Anyway, no hardware stores have more 10.9 bolts that I need so Fastenal order again. $8 shipping for 2 bolts lol. This damn IRS has taken up way too much time... also me not having the motivation to work on it for a long time... nothing like the military saying you have to be out of your house in December to motivate you tho lol.

Started to prep the motor and the front of the car in the meantime while I wait and touching up the bare metal spots on the roof since I have a friend from work who will vinyl wrap it for free since I already have the vinyl.
 
#822 ·
Nah gloss. Not a fan of matte/satin. Got a good sheet of 3M vinyl from the evilbays.
 
#826 ·
Am I the only one who feels that Scotty is going to have the car that we all just sit back and drool over? I know when it's done, it'll be one everybody wants.
 
#828 ·
Good motivation for me I guess lol. I'm just starting to get really worried I won't get it done. Then again, I officially am pushed back to leaving 2nd week in January so I have a little more time.

Need to get updated pics. IRS is hanging and car just needs a downjack and push back once I clean out the back of the garage. After that it is a "hopefully" simple engine swap. **** like wrapping the roof in black vinyl and any cosmetics etc... can wait.
 
#829 ·
Almost done with IRS... grandmother in hospital plus outprocessing plus the surge going on at work... holy eff...

I will say that getting the IRS front subframe bolts in... holy ****ing ****... The whole thing is just one giant huge giant crank pain omgwtfbbqx1000.... BUT... now that I've done it once I could probably do it all again way faster.

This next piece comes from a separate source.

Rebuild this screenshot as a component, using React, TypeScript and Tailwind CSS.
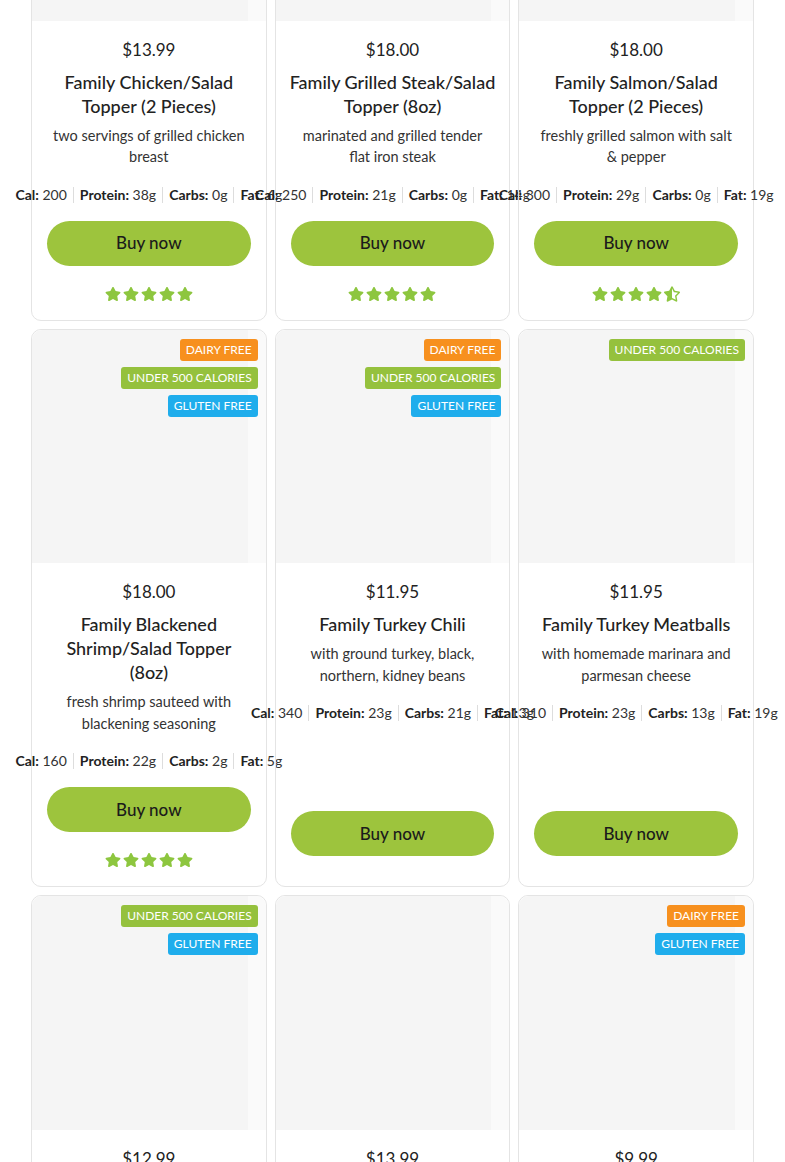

Other thing is I am getting a LOT of advice from friends and family to sell this thing and get it off my plate... I dunno... just finishing up the IRS and literally being just an engine swap away... I dunno. Closer this thing gets the more its... looming...
 
#830 ·
Best wishes to your Grandma.

Glad to hear the rear is almost finished.
As I said before, if this project is going to add too much stress at this point in your life, it is probably best to sell it and focus on the more important things.
I would still like to see you finish the car, and I thought that your original plan to keep working until the deadline was a good one. As that deadline grows closer, you need to reassess and decide if you are going to have enough time, with everything else that you have going on, to swap out the engines, and do the dozens of other "little" time consuming things.
Family should always come first. That should weigh heavily in whatever that you decide to do.